• _Exercise brief_: Write out the material exactly, leaving every picture behind.

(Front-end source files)

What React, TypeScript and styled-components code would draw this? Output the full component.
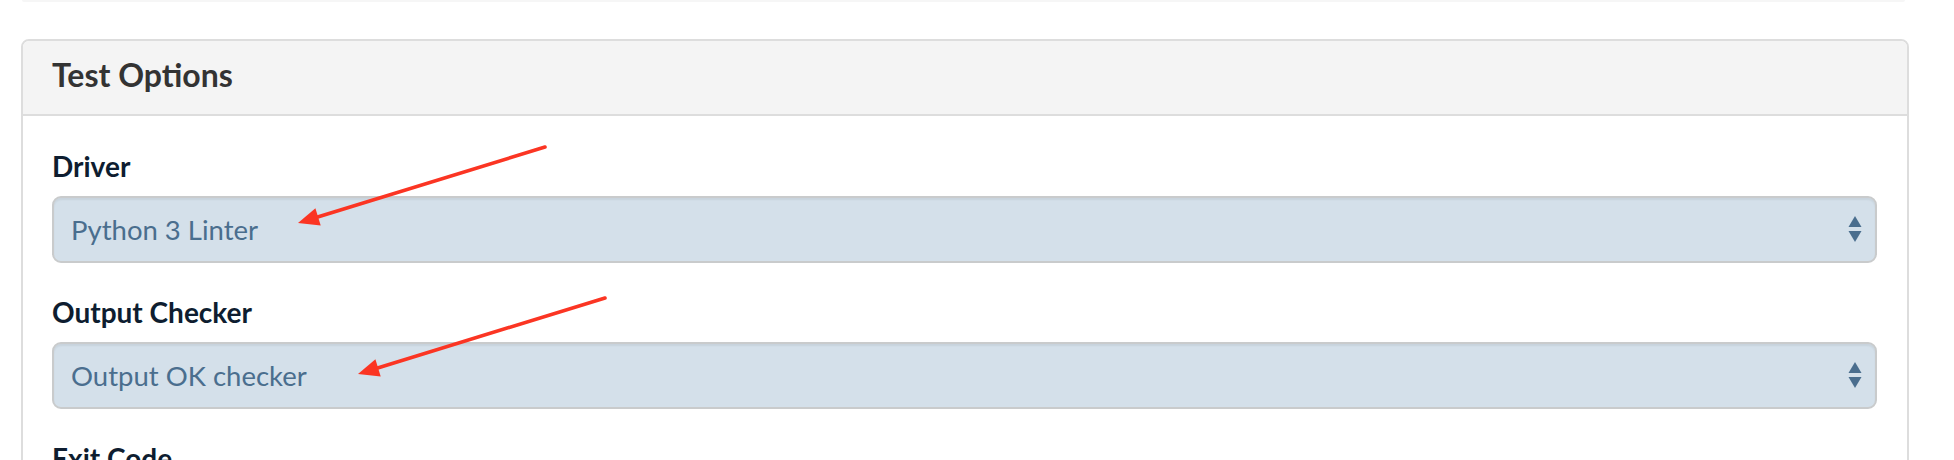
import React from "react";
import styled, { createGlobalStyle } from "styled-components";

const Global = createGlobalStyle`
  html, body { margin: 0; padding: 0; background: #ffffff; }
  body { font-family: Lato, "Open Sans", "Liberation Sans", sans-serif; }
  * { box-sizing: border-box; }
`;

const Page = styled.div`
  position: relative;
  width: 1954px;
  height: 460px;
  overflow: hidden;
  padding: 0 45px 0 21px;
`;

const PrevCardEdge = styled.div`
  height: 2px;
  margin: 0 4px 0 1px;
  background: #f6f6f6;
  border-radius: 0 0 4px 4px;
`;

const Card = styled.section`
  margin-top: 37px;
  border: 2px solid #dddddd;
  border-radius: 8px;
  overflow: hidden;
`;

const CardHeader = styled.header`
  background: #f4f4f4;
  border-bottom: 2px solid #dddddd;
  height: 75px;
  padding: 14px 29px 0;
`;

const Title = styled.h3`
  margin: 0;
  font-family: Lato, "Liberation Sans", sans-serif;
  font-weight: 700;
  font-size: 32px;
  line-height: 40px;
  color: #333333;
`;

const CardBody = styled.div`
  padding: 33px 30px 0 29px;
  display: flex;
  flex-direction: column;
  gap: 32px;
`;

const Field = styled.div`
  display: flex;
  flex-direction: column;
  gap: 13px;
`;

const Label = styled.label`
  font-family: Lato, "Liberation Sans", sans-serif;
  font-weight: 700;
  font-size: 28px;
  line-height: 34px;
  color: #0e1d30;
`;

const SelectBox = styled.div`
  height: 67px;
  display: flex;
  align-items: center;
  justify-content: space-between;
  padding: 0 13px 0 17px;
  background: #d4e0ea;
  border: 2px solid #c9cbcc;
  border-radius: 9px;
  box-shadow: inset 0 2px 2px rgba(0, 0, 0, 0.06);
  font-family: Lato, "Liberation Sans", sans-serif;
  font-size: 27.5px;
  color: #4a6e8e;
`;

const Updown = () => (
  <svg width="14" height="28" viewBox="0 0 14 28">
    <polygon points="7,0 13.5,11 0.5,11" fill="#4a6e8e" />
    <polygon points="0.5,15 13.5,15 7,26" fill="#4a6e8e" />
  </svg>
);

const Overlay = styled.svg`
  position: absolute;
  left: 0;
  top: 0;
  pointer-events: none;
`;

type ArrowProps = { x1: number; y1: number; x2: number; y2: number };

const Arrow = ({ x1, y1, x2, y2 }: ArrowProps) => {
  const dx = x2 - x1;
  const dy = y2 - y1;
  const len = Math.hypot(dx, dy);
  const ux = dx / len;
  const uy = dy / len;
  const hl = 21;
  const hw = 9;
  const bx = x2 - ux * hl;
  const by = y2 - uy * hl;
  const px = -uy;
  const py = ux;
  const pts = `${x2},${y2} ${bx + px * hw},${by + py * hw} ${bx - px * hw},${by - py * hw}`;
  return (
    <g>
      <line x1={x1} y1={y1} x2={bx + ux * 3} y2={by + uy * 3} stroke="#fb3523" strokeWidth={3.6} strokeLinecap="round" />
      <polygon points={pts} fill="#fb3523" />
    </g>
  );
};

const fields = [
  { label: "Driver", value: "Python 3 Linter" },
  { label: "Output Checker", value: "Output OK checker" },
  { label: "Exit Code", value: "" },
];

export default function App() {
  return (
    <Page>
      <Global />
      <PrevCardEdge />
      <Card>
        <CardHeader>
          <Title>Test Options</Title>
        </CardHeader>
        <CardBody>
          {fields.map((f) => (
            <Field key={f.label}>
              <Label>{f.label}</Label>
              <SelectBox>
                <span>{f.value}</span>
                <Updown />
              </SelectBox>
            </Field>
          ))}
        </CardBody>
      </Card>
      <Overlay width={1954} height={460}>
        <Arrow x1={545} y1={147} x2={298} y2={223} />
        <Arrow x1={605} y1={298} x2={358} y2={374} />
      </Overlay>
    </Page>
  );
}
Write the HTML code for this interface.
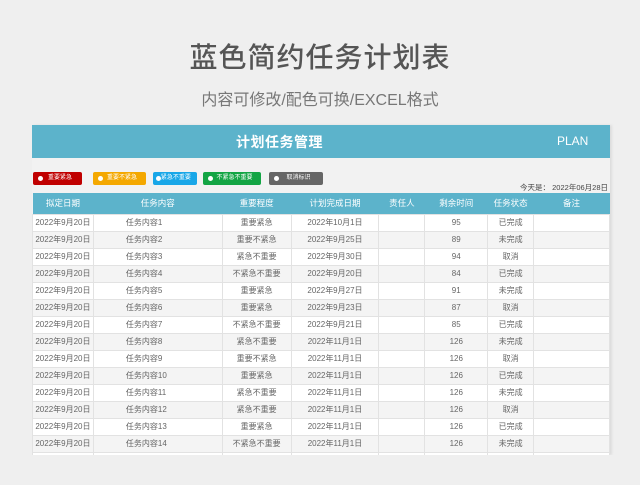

• _Expected answer_:
What React, TypeScript and styled-components code would draw this? Output the full component.
import React from "react";
import styled, { createGlobalStyle } from "styled-components";

const Global = createGlobalStyle`
  html, body { margin: 0; padding: 0; background: #ffffff; }
  body { font-family: Lato, "Open Sans", "Liberation Sans", sans-serif; }
  * { box-sizing: border-box; }
`;

const Page = styled.div`
  position: relative;
  width: 1954px;
  height: 460px;
  overflow: hidden;
  padding: 0 45px 0 21px;
`;

const PrevCardEdge = styled.div`
  height: 2px;
  margin: 0 4px 0 1px;
  background: #f6f6f6;
  border-radius: 0 0 4px 4px;
`;

const Card = styled.section`
  margin-top: 37px;
  border: 2px solid #dddddd;
  border-radius: 8px;
  overflow: hidden;
`;

const CardHeader = styled.header`
  background: #f4f4f4;
  border-bottom: 2px solid #dddddd;
  height: 75px;
  padding: 14px 29px 0;
`;

const Title = styled.h3`
  margin: 0;
  font-family: Lato, "Liberation Sans", sans-serif;
  font-weight: 700;
  font-size: 32px;
  line-height: 40px;
  color: #333333;
`;

const CardBody = styled.div`
  padding: 33px 30px 0 29px;
  display: flex;
  flex-direction: column;
  gap: 32px;
`;

const Field = styled.div`
  display: flex;
  flex-direction: column;
  gap: 13px;
`;

const Label = styled.label`
  font-family: Lato, "Liberation Sans", sans-serif;
  font-weight: 700;
  font-size: 28px;
  line-height: 34px;
  color: #0e1d30;
`;

const SelectBox = styled.div`
  height: 67px;
  display: flex;
  align-items: center;
  justify-content: space-between;
  padding: 0 13px 0 17px;
  background: #d4e0ea;
  border: 2px solid #c9cbcc;
  border-radius: 9px;
  box-shadow: inset 0 2px 2px rgba(0, 0, 0, 0.06);
  font-family: Lato, "Liberation Sans", sans-serif;
  font-size: 27.5px;
  color: #4a6e8e;
`;

const Updown = () => (
  <svg width="14" height="28" viewBox="0 0 14 28">
    <polygon points="7,0 13.5,11 0.5,11" fill="#4a6e8e" />
    <polygon points="0.5,15 13.5,15 7,26" fill="#4a6e8e" />
  </svg>
);

const Overlay = styled.svg`
  position: absolute;
  left: 0;
  top: 0;
  pointer-events: none;
`;

type ArrowProps = { x1: number; y1: number; x2: number; y2: number };

const Arrow = ({ x1, y1, x2, y2 }: ArrowProps) => {
  const dx = x2 - x1;
  const dy = y2 - y1;
  const len = Math.hypot(dx, dy);
  const ux = dx / len;
  const uy = dy / len;
  const hl = 21;
  const hw = 9;
  const bx = x2 - ux * hl;
  const by = y2 - uy * hl;
  const px = -uy;
  const py = ux;
  const pts = `${x2},${y2} ${bx + px * hw},${by + py * hw} ${bx - px * hw},${by - py * hw}`;
  return (
    <g>
      <line x1={x1} y1={y1} x2={bx + ux * 3} y2={by + uy * 3} stroke="#fb3523" strokeWidth={3.6} strokeLinecap="round" />
      <polygon points={pts} fill="#fb3523" />
    </g>
  );
};

const fields = [
  { label: "Driver", value: "Python 3 Linter" },
  { label: "Output Checker", value: "Output OK checker" },
  { label: "Exit Code", value: "" },
];

export default function App() {
  return (
    <Page>
      <Global />
      <PrevCardEdge />
      <Card>
        <CardHeader>
          <Title>Test Options</Title>
        </CardHeader>
        <CardBody>
          {fields.map((f) => (
            <Field key={f.label}>
              <Label>{f.label}</Label>
              <SelectBox>
                <span>{f.value}</span>
                <Updown />
              </SelectBox>
            </Field>
          ))}
        </CardBody>
      </Card>
      <Overlay width={1954} height={460}>
        <Arrow x1={545} y1={147} x2={298} y2={223} />
        <Arrow x1={605} y1={298} x2={358} y2={374} />
      </Overlay>
    </Page>
  );
}
Write the HTML code for this interface.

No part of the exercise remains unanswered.